In an increasingly digitalized environment, digital trust is earned by businesses and institutions that have proved their ability to guarantee the security, reliability, transparency, and privacy of the services they offer to the users. It is therefore a key element of a thriving digital transaction ecosystem. However, the level of digital trust has been declining, which jeopardizes the progress of digitalization.
Digital trust is under threat
The Covid-19 pandemic has led to a surge in online services. For the users, this has meant handing over personal, and often sensitive information, to the service providers for processing, which implies a certain level of trust. However, the importance of digital trust is not specific to these times of accelerated digitalization. Indeed, in 2018 already, PwC’s The Journey to Digital Trust report stated: “If the lifeblood of the digital economy is data, its heart is digital trust.”

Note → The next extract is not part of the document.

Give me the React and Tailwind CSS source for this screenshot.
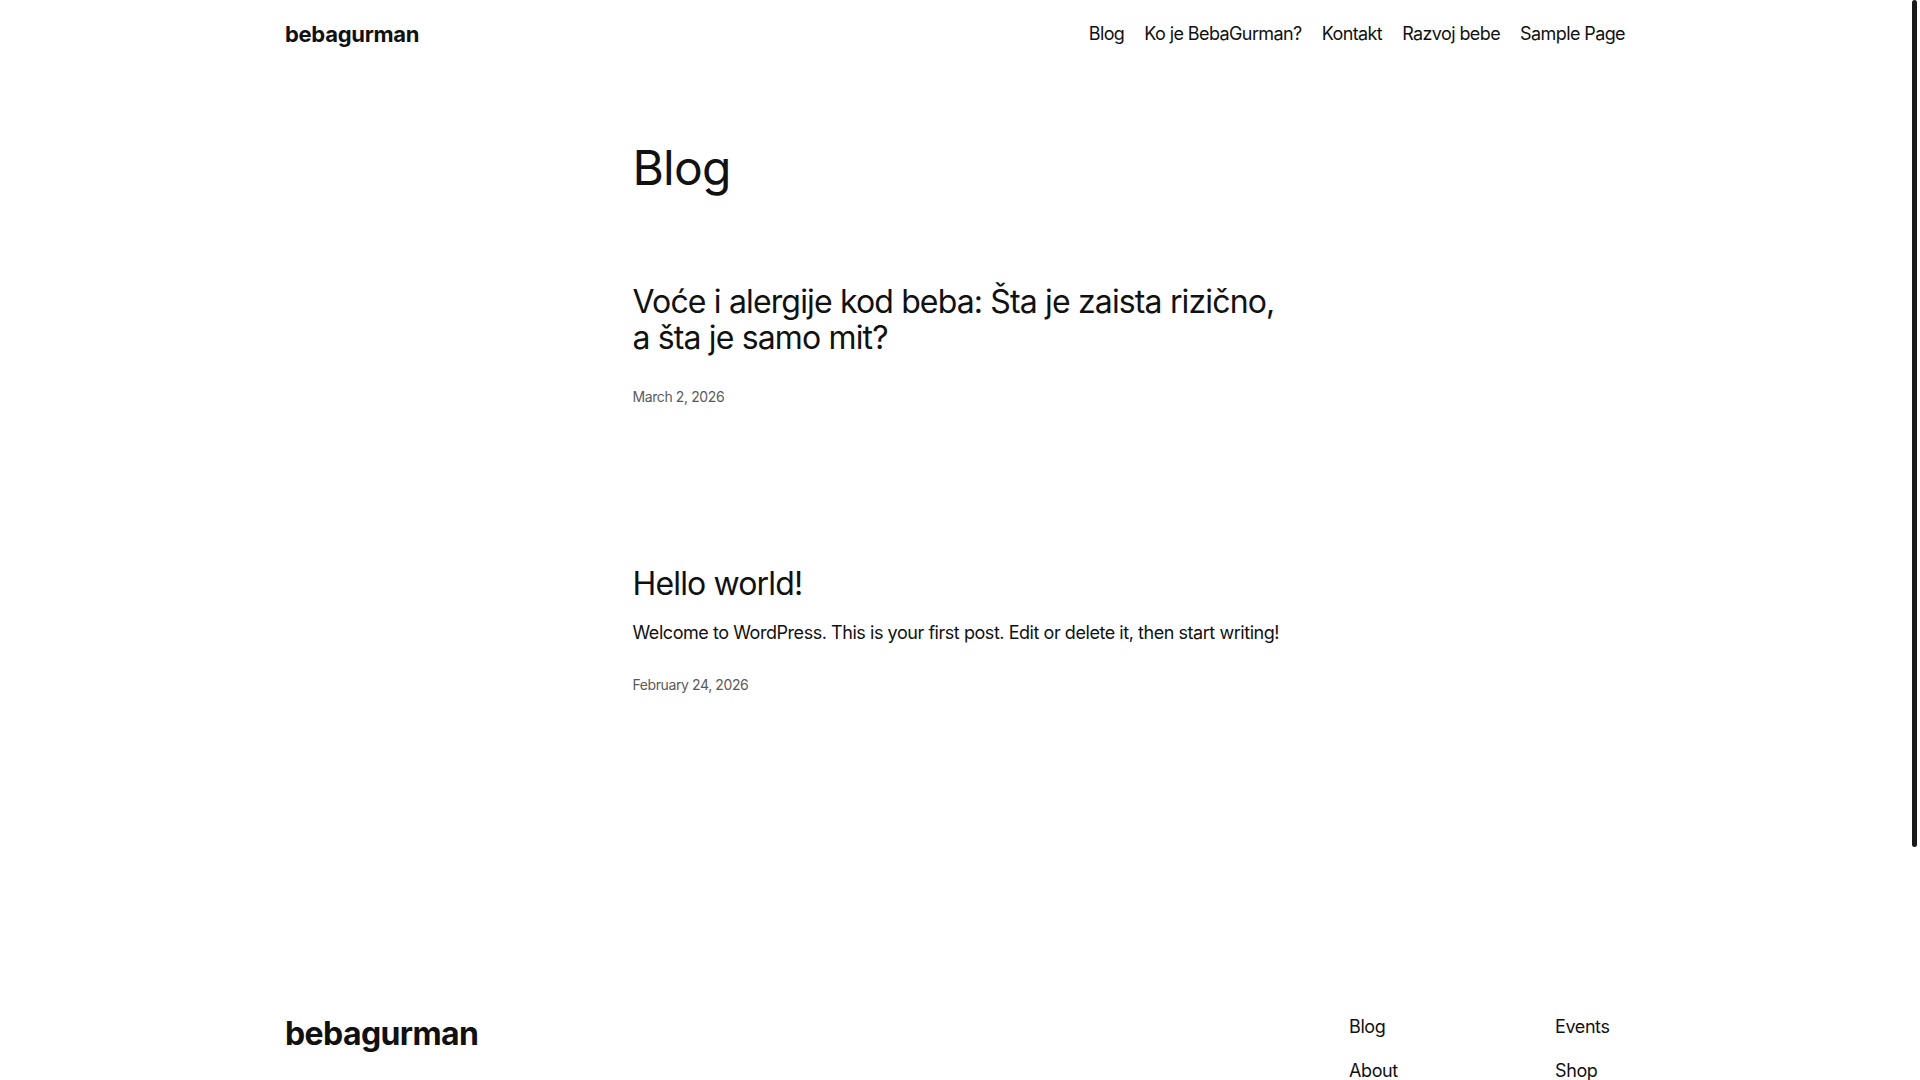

Four years later, this remains relevant, as trust in technology is in short supply. The 2021 Edelman Trust Barometer reports that, globally, trust in the digital sector has been on the decline for years, having dropped from 77% in 2012 to 68% in 2021. This decline is partly due to various reports of digital security breaches, misinformation, and the inappropriate use of personal data.
Building digital trust is the responsibility of all stakeholders
There is therefore an urgent need to build digital trust. This need has led to the creation of the World Economic Forum’s Digital Trust Initiative. The purpose of this initiative is to reach a global consensus as to what digital trust is, and to restore faith in digital services by promoting the use of secure and trustworthy technologies among the stakeholders, i.e. governments, businesses, and citizens.
Governments and businesses must give users the assurance that their digital services are secure and they will handle all personal data in a safe and confidential way. To do so, they may resort to technological means such as trusted digital identities, biometric authentication, and the pseudonymization and/or anonymization of data. As for the citizens, they would benefit from enhancing their digital literacy, to improve their understanding of the digital ecosystem, especially as regards potential security risks, the Harvard Business Review suggests.
However, technological interventions such as these require the backup of an appropriate regulatory framework as regards the protection of personal data, to optimize their impact on digital trust.
Trust as a pillar of progress
Digital trust is a key requirement when it comes to the creation of a digital, cashless society. Its current decline may be a symptom of the global trust deficit highlighted by the 2022 Edelman Trust Barometer. In any domain, people need to trust before they buy into rules, institutions, and technologies. Building trust should therefore be at the top of governments’ and businesses’ agendas. By developing technologies that promote security and privacy in the digital ecosystem, GVG aims to contribute to restoring trust and thus supporting the progress of digitalization.